In 2020, Cooper began a one-year term as the government's protocol representative for evangelical churches, a role that includes representing churches at public ceremonies and events. In 2022, Cooper opposed the constitutional reform championed by newly inaugurated President Gabriel Boric; the referendum to adopt the constitution, which Cooper described as "inherently neo-Marxist," ultimately failed. During a meeting with Boric at La Moneda, Cooper joked that the agnostic president was Chile's first Anglican president owing to his education at an Anglican international school.

==Anglican issues==
Unlike some bishops from other GAFCON-affiliated provinces, Cooper attended the 2022 Lambeth Conference, where he said conservative bishops had "ample opportunity to express Global South insistence on the 1.10 resolution regarding homosexual practice (which the archbishop re-affirmed to a standing ovation), and also to listen to those who felt same-sex marriage was a justice issue that the Church would need to learn to live with."
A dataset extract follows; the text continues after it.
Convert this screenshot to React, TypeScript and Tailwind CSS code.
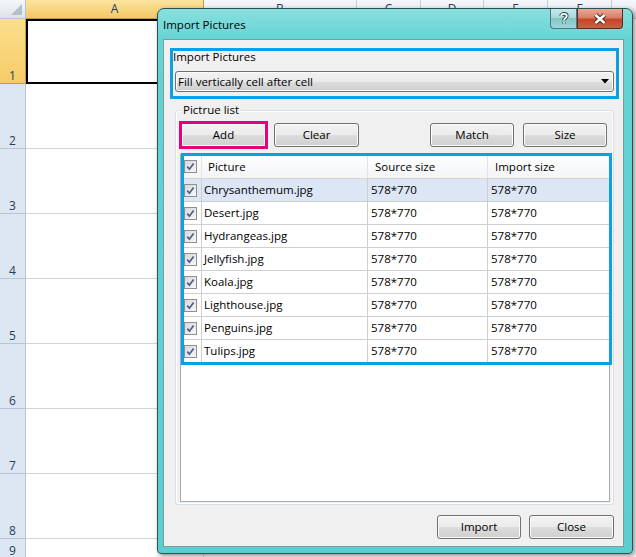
import React from 'react';

const files = [
  'Chrysanthemum.jpg',
  'Desert.jpg',
  'Hydrangeas.jpg',
  'Jellyfish.jpg',
  'Koala.jpg',
  'Lighthouse.jpg',
  'Penguins.jpg',
  'Tulips.jpg',
];

const columns = [
  { label: 'A', width: 'w-[178px]', selected: true },
  { label: 'B', width: 'w-[153px]', selected: false },
  { label: 'C', width: 'w-[64px]', selected: false },
  { label: 'D', width: 'w-[63px]', selected: false },
  { label: 'E', width: 'w-[64px]', selected: false },
  { label: 'F', width: 'w-[64px]', selected: false },
  { label: '', width: 'w-[64px]', selected: false },
];

const rowNumbers = [1, 2, 3, 4, 5, 6, 7, 8];

const face =
  'rounded-[3px] border border-[#707070] bg-[linear-gradient(180deg,#f2f2f2_0%,#ebebeb_50%,#dddddd_50%,#cfcfcf_100%)] shadow-[inset_0_0_0_1px_#fbfbfb] text-black';
const btn = `flex items-center justify-center ${face}`;

const Check = () => (
  <span className="flex h-[13px] w-[13px] items-center justify-center border border-[#8e8f8f] bg-[linear-gradient(135deg,#d8d8d8,#f7f7f7)]">
    <svg width="9" height="9" viewBox="0 0 9 9">
      <path d="M1.3 4.6 L3.4 7.2 L7.6 1.4" fill="none" stroke="#4b5f8d" strokeWidth="1.7" />
    </svg>
  </span>
);

const Spreadsheet = () => (
  <div className="flex flex-col">
    {/* column headers */}
    <div className="flex h-[19px]">
      <div className="relative w-[26px] shrink-0 border-r border-b border-[#b8c4d2] bg-[linear-gradient(180deg,#f4f6f9,#dde3ea)]">
        <svg className="absolute right-[3px] bottom-[3px]" width="11" height="11" viewBox="0 0 11 11">
          <path d="M11 0 L11 11 L0 11 Z" fill="#b3bfcc" />
        </svg>
      </div>
      {columns.map((c, i) => (
        <div
          key={i}
          className={`${c.width} shrink-0 border-r border-b text-center text-[12px] leading-[18px] ${
            c.selected
              ? 'border-[#c29b47] bg-[linear-gradient(180deg,#fbe3a0,#f4c865)] text-[#283d5a]'
              : 'border-[#c5cfdb] bg-[linear-gradient(180deg,#f5f7fa,#dfe5ec)] text-[#283d5a]'
          }`}
        >
          {c.label}
        </div>
      ))}
    </div>
    {rowNumbers.map((n) => (
      <div key={n} className="flex h-[65px]">
        <div
          className={`flex w-[26px] shrink-0 items-end justify-center border-r border-b text-[12px] leading-[14px] text-[#283d5a] ${
            n === 1
              ? 'border-[#c29b47] bg-[linear-gradient(180deg,#fbdf8c,#f6cb69)]'
              : 'border-[#b5c6d9] bg-[#dde7f3]'
          }`}
        >
          {n}
        </div>
        {n === 1 ? (
          <div className="w-[300px] shrink-0 border-2 border-black bg-white" />
        ) : (
          <div className="w-[600px] shrink-0 border-b border-[#d4d4d4] bg-white">
            <div className="h-full w-[178px] border-r border-[#d4d4d4]" />
          </div>
        )}
      </div>
    ))}
    {/* row 9, normal height */}
    <div className="flex h-[20px]">
      <div className="flex w-[26px] shrink-0 items-end justify-center border-r border-b border-[#b5c6d9] bg-[#dde7f3] text-[12px] leading-[14px] text-[#283d5a]">
        9
      </div>
      <div className="w-[600px] shrink-0 border-b border-[#d4d4d4] bg-white">
        <div className="h-full w-[178px] border-r border-[#d4d4d4]" />
      </div>
    </div>
  </div>
);

const Dialog = () => (
  <div className="absolute left-[157px] top-[8px] flex h-[546px] w-[476px] flex-col rounded-t-[7px] rounded-b-[4px] border border-[#2f4f50] bg-[linear-gradient(180deg,#8adfdf_0%,#63d3d4_6%,#5acfd0_100%)] pl-[5px] pr-[8px] pb-[6px] shadow-[2px_2px_5px_rgba(0,0,0,0.45)]">
    {/* title bar */}
    <div className="flex h-[30px] shrink-0 items-center pt-[1px] text-[11.5px] text-black">
      Import Pictures
    </div>
    <div className="absolute left-[392px] top-0 flex h-[20px] w-[27px] items-center justify-center rounded-bl-[4px] border border-t-0 border-[#4a7a7d] bg-[linear-gradient(180deg,#c5eaea_0%,#a6d6d7_50%,#86c4c6_50%,#9ad8d9_100%)]">
      <svg width="10" height="13" viewBox="0 0 10 13">
        <path d="M2.2 4 C2.2 1.2 7.8 1.2 7.8 4 C7.8 6 5 6 5 8.2 M5 10.2 L5 11.6" fill="none" stroke="#2d4347" strokeWidth="3.6" />
        <path d="M2.2 4 C2.2 1.2 7.8 1.2 7.8 4 C7.8 6 5 6 5 8.2 M5 10.2 L5 11.6" fill="none" stroke="#ffffff" strokeWidth="1.8" />
      </svg>
    </div>
    <div className="absolute left-[419px] top-0 flex h-[20px] w-[46px] items-center justify-center rounded-br-[4px] border border-t-0 border-[#5c2a22] bg-[linear-gradient(180deg,#e9a896_0%,#d98068_45%,#c7452c_55%,#d0603f_100%)]">
      <svg width="16" height="12" viewBox="0 0 16 12">
        <path d="M3.5 2 L12.5 10 M12.5 2 L3.5 10" fill="none" stroke="#4a2a24" strokeWidth="4.4" />
        <path d="M3.5 2 L12.5 10 M12.5 2 L3.5 10" fill="none" stroke="#ffffff" strokeWidth="2.4" />
      </svg>
    </div>

    {/* client area */}
    <div className="flex flex-1 flex-col border border-[#7e9a9b] bg-[#f0f0f0] text-[11.5px] text-black">
      <div className="ml-[6px] mt-[8px] h-[51px] w-[449px] border-[3px] border-[#0aa1e5]">
        <div className="-mt-[1px] h-[21px] leading-[14px]">Import Pictures</div>
        <div className={`${face} ml-[2px] flex h-[21px] w-[439px] items-center justify-between pl-[2px] pr-[4px]`}>
          <span className="leading-[18px]">Fill vertically cell after cell</span>
          <svg width="8" height="5" viewBox="0 0 8 5">
            <path d="M0 0 L8 0 L4 4.5 Z" fill="#000" />
          </svg>
        </div>
      </div>

      {/* Pictrue list group */}
      <div className="relative ml-[11px] mt-[11px] h-[395px] w-[439px] rounded-[3px] border border-[#d5dfe5] shadow-[inset_0_0_0_1px_#ffffff]">
        <div className="absolute -top-[9px] left-[5px] bg-[#f0f0f0] px-[2px] leading-[16px]">Pictrue list</div>
        <div className="ml-[3px] mt-[10px] flex items-center">
          <div className="h-[28px] w-[89px] border-[3px] border-[#e5007d]">
            <div className={`${btn} h-full w-full rounded-none border-0`}>Add</div>
          </div>
          <div className={`${btn} ml-[6px] h-[24px] w-[85px]`}>Clear</div>
          <div className={`${btn} ml-[71px] h-[24px] w-[84px]`}>Match</div>
          <div className={`${btn} ml-[9px] h-[24px] w-[84px]`}>Size</div>
        </div>

        {/* list view */}
        <div className="relative ml-[4px] mt-[5px] h-[348px] w-[430px] border border-[#a9abb0] bg-white">
          <div className="flex h-[24px] border-b border-[#d5d5d5] bg-[linear-gradient(180deg,#ffffff,#f3f4f6)] leading-[23px]">
            <div className="flex w-[21px] items-center border-r border-[#e3e3e3] pl-[3px]">
              <Check />
            </div>
            <div className="w-[166px] border-r border-[#e3e3e3] pl-[6px]">Picture</div>
            <div className="w-[120px] border-r border-[#e3e3e3] pl-[7px]">Source size</div>
            <div className="flex-1 pl-[7px]">Import size</div>
          </div>
          {files.map((f, i) => (
            <div
              key={f}
              className={`flex h-[23px] border-b border-[#cfcfcf] leading-[22px] ${i === 0 ? 'bg-[#dce6f5]' : ''}`}
            >
              <div className="flex w-[21px] items-center border-r border-[#cfcfcf] pl-[3px]">
                <Check />
              </div>
              <div className="w-[166px] border-r border-[#cfcfcf] pl-[2px]">{f}</div>
              <div className="w-[120px] border-r border-[#cfcfcf] pl-[3px]">578*770</div>
              <div className="flex-1 pl-[3px]">578*770</div>
            </div>
          ))}
          <div className="pointer-events-none absolute -top-[2px] left-0 h-[212px] w-[431px] border-[3px] border-[#0aa1e5]" />
        </div>
      </div>

      {/* bottom buttons */}
      <div className="mr-[9px] mt-[10px] flex justify-end gap-[8px]">
        <div className={`${btn} h-[24px] w-[84px] border-[#3c7fb1] shadow-[inset_0_0_0_1px_#a8e0f7]`}>Import</div>
        <div className={`${btn} h-[24px] w-[85px]`}>Close</div>
      </div>
    </div>
  </div>
);

const App = () => {
  return (
    <div className="relative h-[557px] w-[636px] overflow-hidden bg-white font-['Open_Sans',sans-serif]">
      <Spreadsheet />
      <Dialog />
    </div>
  );
};

export default App;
In 2023, after the Church of England bishops announced their approval for prayers to bless civil same-sex marriages and the General Synod affirmed the bishops' decision, Cooper joined a unanimous letter from the Chilean Anglican bishops that called same-sex blessings "a practice contrary to what is established by the Word of God" and warning that "this 'blessing' is the first step of several to finally approve the marriage of same-sex couples and at the end, the freedom of conscience that is argued so much for those who disagree and do not want to do so will no longer be respected."

==Personal life==
Cooper is married to Hilary; they have four adult children and several grandchildren. Cooper is completing a Ph.D. at the Oxford Centre for Mission Studies on the theology of Willis Hoover, the founder of Chilean Pentecostalism.